Large organizations inevitably have complex data landscapes. This is simply the result of having many disparate processes creating information (i.e. data) and that information often being siloed into different databases from the start. An example could be a heavy machinery workshop producing and storing data about the happenings on the workshop floor, while simultaneously yet separately storing data about the financial transactions of the organization in an entirely different system. The financial transactions may refer to aspects of the workshop’s operation (such as labour expenses or consumable prices) but are not connected at a technical level.

Palantir Foundry is a SaaS platform that helps organizations operationalize their data through the use of ontologies. Foundry’s ontology is a semantic layer placed over an organization’s data to formalize the concepts (or object types), connections (link types) and operational processes (actions) that describe the organization’s operations. Structuring the organization’s data this way dramatically simplifies the data landscape in order to enable humans to interact with business-critical information in a way that matches their intuitive understanding of the world. Humans, of course, have a much easier time thinking in concepts and relationships than in terms of rows and columns optimized to be read by computers.
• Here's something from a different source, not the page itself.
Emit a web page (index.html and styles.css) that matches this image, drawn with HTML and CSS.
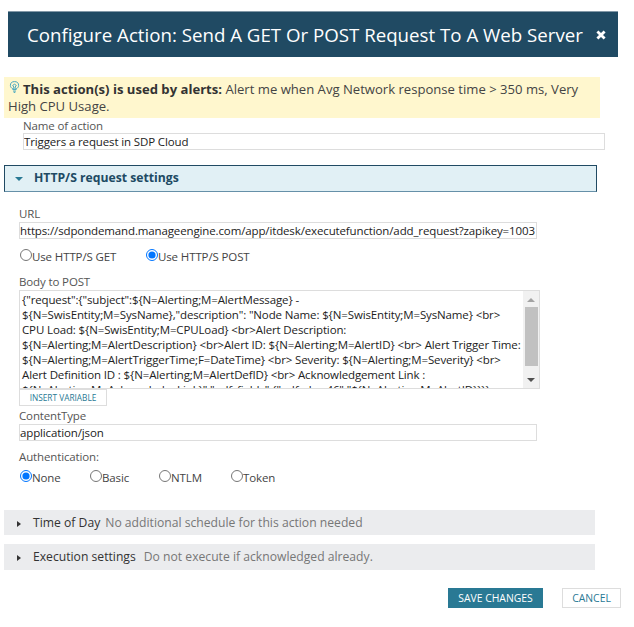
FILE: index.html
```
<!DOCTYPE html>
<html lang="en">

<head>
  <meta charset="UTF-8">
  <meta name="viewport" content="width=device-width, initial-scale=1.0">
  <title>Configure Action</title>
  <link rel="stylesheet" href="styles.css">
</head>

<body>
  <header class="dialog-title">
    <h1>Configure Action: Send A GET Or POST Request To A Web Server</h1>
    <svg class="close" viewBox="0 0 10 10"><path d="M1.4 1.4 8.6 8.6M8.6 1.4 1.4 8.6" /></svg>
  </header>

  <div class="hint">
    <svg class="bulb" viewBox="0 0 10 12">
      <path d="M3.3 8.6V7.8C1.8 7 .9 6 .9 4.5a4.1 3.9 0 0 1 8.2 0C9.1 6 8.2 7 6.7 7.8v.8z" />
      <path d="M4.3 8.4V6L3.2 4.4 5 3.2l1.8 1.2L5.7 6v2.4M3.6 10.1h2.8M4.2 11.4h1.6" />
    </svg>
    <p><strong>This action(s) is used by alerts:</strong> <span>Alert me when Avg Network response time &gt; 350 ms, Very</span><br><span class="hint-end">High CPU Usage.</span></p>
  </div>

  <div class="name">
    <label class="label" for="name">Name of action</label>
    <input class="field" id="name" type="text" value="Triggers a request in SDP Cloud">
  </div>

  <h2 class="section-title"><i class="arrow-down"></i><span>HTTP/S request settings</span></h2>

  <div class="settings">
    <label class="label" for="url">URL</label>
    <input class="field url" id="url" type="text" value="https://sdpondemand.manageengine.com/app/itdesk/executefunction/add_request?zapikey=1003">

    <div class="radios method">
      <label><input type="radio" name="method"><span>Use HTTP/S GET</span></label>
      <label><input type="radio" name="method" checked><span>Use HTTP/S POST</span></label>
    </div>

    <div class="label">Body to POST</div>
    <div class="body-post">
      <div class="lines">
        <p>{"request":{"subject":${N=Alerting;M=AlertMessage} -</p>
        <p>${N=SwisEntity;M=SysName},"description": "Node Name: ${N=SwisEntity;M=SysName} &lt;br&gt;</p>
        <p>CPU Load: ${N=SwisEntity;M=CPULoad} &lt;br&gt;Alert Description:</p>
        <p>${N=Alerting;M=AlertDescription} &lt;br&gt;Alert ID: ${N=Alerting;M=AlertID} &lt;br&gt; Alert Trigger Time:</p>
        <p>${N=Alerting;M=AlertTriggerTime;F=DateTime} &lt;br&gt; Severity: ${N=Alerting;M=Severity} &lt;br&gt;</p>
        <p>Alert Definition ID : ${N=Alerting;M=AlertDefID} &lt;br&gt; Acknowledgement Link :</p>
        <p>${N=Alerting;M=AcknowledgeLink}","udf_fields":{"udf_char46":"${N=Alerting;M=AlertID}}}}</p>
      </div>
      <div class="scrollbar">
        <i class="up"></i>
        <div class="thumb"></div>
        <i class="down"></i>
      </div>
    </div>
    <button class="insert">INSERT VARIABLE</button>

    <label class="label content-label" for="type">ContentType</label>
    <input class="field type" id="type" type="text" value="application/json">

    <div class="label auth-label">Authentication:</div>
    <div class="radios auth">
      <label><input type="radio" name="auth" checked><span>None</span></label>
      <label><input type="radio" name="auth"><span>Basic</span></label>
      <label><input type="radio" name="auth"><span>NTLM</span></label>
      <label><input type="radio" name="auth"><span>Token</span></label>
    </div>
  </div>

  <div class="bar time"><i class="arrow-right"></i><b>Time of Day</b><span>No additional schedule for this action needed</span></div>
  <div class="bar execution"><i class="arrow-right"></i><b>Execution settings</b><span>Do not execute if acknowledged already.</span></div>

  <footer class="buttons">
    <button class="save">SAVE CHANGES</button>
    <button class="cancel">CANCEL</button>
  </footer>
</body>

</html>
```
FILE: styles.css
```
* {
  box-sizing: border-box;
  margin: 0;
  padding: 0;
}

body {
  width: 634px;
  height: 627px;
  padding: 11px 0 0 4px;
  overflow: hidden;
  background: #fff;
  font-family: "Open Sans", "Liberation Sans", sans-serif;
  font-size: 11.5px;
  color: #444;
}

button,
input {
  font-family: inherit;
}

.dialog-title {
  display: flex;
  align-items: center;
  width: 610px;
  height: 46px;
  margin-left: 4px;
  padding-left: 19px;
  background: #204a63;
  border-top: 1px solid #8298a7;
  color: #fff;
}

h1 {
  width: 569px;
  font-size: 18.7px;
  font-weight: 400;
  white-space: nowrap;
}

.close {
  width: 10px;
  height: 10px;
  fill: none;
  stroke: #fff;
  stroke-width: 2.8;
}

.hint {
  display: flex;
  width: 596px;
  height: 41px;
  margin-top: 20px;
  padding-left: 4px;
  background: #fff7ce;
  font-size: 13.1px;
  line-height: 17px;
  white-space: nowrap;
}

.hint p {
  padding-top: 4px;
  color: #444;
}

.hint strong {
  color: #333;
}

.hint-end {
  margin-left: -15px;
}

.bulb {
  width: 11px;
  height: 12px;
  margin: 4px 3px 0 1px;
  fill: none;
  stroke: #45a6bf;
}

.label {
  display: block;
  height: 15px;
  line-height: 15px;
  font-size: 11.5px;
  letter-spacing: -0.13px;
  color: #555;
}

.field {
  display: block;
  height: 17px;
  border: 1px solid #ddd;
  font-size: 11.5px;
  letter-spacing: -0.13px;
  color: #222;
  outline: 0;
}

.name {
  margin-left: 19px;
}

.name .field {
  width: 582px;
}

.section-title {
  display: flex;
  align-items: center;
  width: 593px;
  height: 27px;
  margin-top: 15px;
  background: #e1f0f5;
  border: 1px solid #204a63;
  border-bottom-color: #6690a8;
  font-size: 12.2px;
  color: #204a63;
}

.section-title span {
  margin-top: -2px;
}

.arrow-down {
  margin: 0 11px 0 10px;
  border: 4px solid transparent;
  border-top: 4px solid #297994;
  border-bottom: 0;
}

.settings {
  height: 318px;
  padding: 15px 0 0 15px;
}

.settings .label {
  line-height: 13px;
}

.url,
.type {
  width: 518px;
}

.radios {
  display: flex;
  font-size: 11.5px;
  letter-spacing: -0.12px;
  color: #444;
}

.radios label {
  display: flex;
}

.radios input {
  width: 12px;
  height: 12px;
  margin: 0 0 0 1px;
}

.radios span {
  line-height: 16px;
}

.method {
  height: 36px;
  padding-top: 10px;
}

.method label {
  width: 126px;
}

.body-post {
  display: flex;
  width: 521px;
  height: 99px;
  border: 1px solid #ddd;
  color: #222;
}

.lines {
  flex: 1;
  height: 97px;
  padding: 2px 0 0 2px;
  overflow: hidden;
  font-size: 11.5px;
  letter-spacing: -0.13px;
  line-height: 14.95px;
  white-space: nowrap;
}

.scrollbar {
  display: flex;
  flex-direction: column;
  align-items: center;
  width: 16px;
  background: #f1f1f1;
}

.up {
  margin: 7px 0 5px;
  border: 4px solid transparent;
  border-bottom: 4px solid #a3a3a3;
  border-top: 0;
}

.thumb {
  width: 13px;
  height: 59px;
  background: #c1c1c1;
}

.down {
  margin-top: 12px;
  border: 4px solid transparent;
  border-top: 4px solid #505050;
  border-bottom: 0;
}

.insert {
  display: block;
  width: 88px;
  height: 17px;
  background: #fff;
  border: 1px solid #ddd;
  font-size: 8.3px;
  color: #297994;
}

.content-label {
  margin-top: 3px;
}

.auth-label {
  margin-top: 9px;
}

.auth {
  padding-top: 5px;
}

.auth label {
  width: 70px;
}

.auth label:nth-child(2) {
  width: 69px;
}

.auth label:nth-child(3) {
  width: 72px;
}

.bar {
  display: flex;
  align-items: center;
  width: 591px;
  height: 25px;
  background: #ebecee;
  font-size: 12.17px;
  color: #777;
}

.bar b,
.bar span {
  margin-top: -1px;
}

.bar b {
  font-weight: 400;
  color: #333;
}

.arrow-right {
  margin: 2px 12px 0 13px;
  border: 3.5px solid transparent;
  border-left: 4px solid #333;
  border-right: 0;
}

.time span {
  margin-left: 5px;
}

.execution {
  margin-top: 9px;
  height: 26px;
}

.execution span {
  margin-left: 8px;
}

.buttons {
  display: flex;
  margin: 18px 0 0 444px;
}

.buttons button {
  height: 20px;
  border: 1px solid #ddd;
  background: #fff;
  font-size: 10.4px;
  color: #297994;
}

.buttons .save {
  width: 95px;
  margin-right: 19px;
  background: #297994;
  border-color: #297994;
  color: #fff;
}

.cancel {
  width: 59px;
}
```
The process of defining an organization’s ontology is very similar to the process of converting a denormalized database into 3NF (as detailed in part one of this series). When thinking from an ontological perspective however, the typical questions a database architect might ask themselves such as “do I have a composite primary key?” or “do I have any transitive dependencies?” can be converted to less esoteric ones. For example, one might ask themselves these high-level questions when first developing an ontology:

What are the primary nouns (or concepts) used to describe the operations of the business? These form the object types in your ontology. (For example: “Students”, “Courses”, Enrollments”, “Instructors”, “Lectures”, “Attendance Records”, “Exams”, “Exam Results”)
What properties belong to each noun (or concept/object type)?
How do these nouns relate to each other? These relationships lead to the development of links between your ontology objects.
What are the primary verbs used to describe actions that generate data within the business? (For example: “Enroll”, “Attend”, “Drop Out”, “Teach Class”, “Take Exam”, “Mark Exam”)
What are the verbs used to describe actions that update existing data within the business? (For example: “Change Grade”, “Update Student Name”)
What real-world events would trigger each verb (especially “update” verbs) to occur?
1. Who performs these actions?
2. What information do they typically need to know to inform their action or decision?
What data sources exist within the organization that store the properties of its nouns or the results of its verbs? (For example, a school might have a database of students updated when a new student enrolls, as well as a database of exam results which are updated when a student takes an exam.)
What processes within the organization could benefit from improved access to information and what ontological objects, relationships and actions would be required to describe and carry out those processes? (For example, a school may aim to assess whether a student likely needs additional support based on historical exam results, their attendance rates and the particular courses they’re enrolled in.)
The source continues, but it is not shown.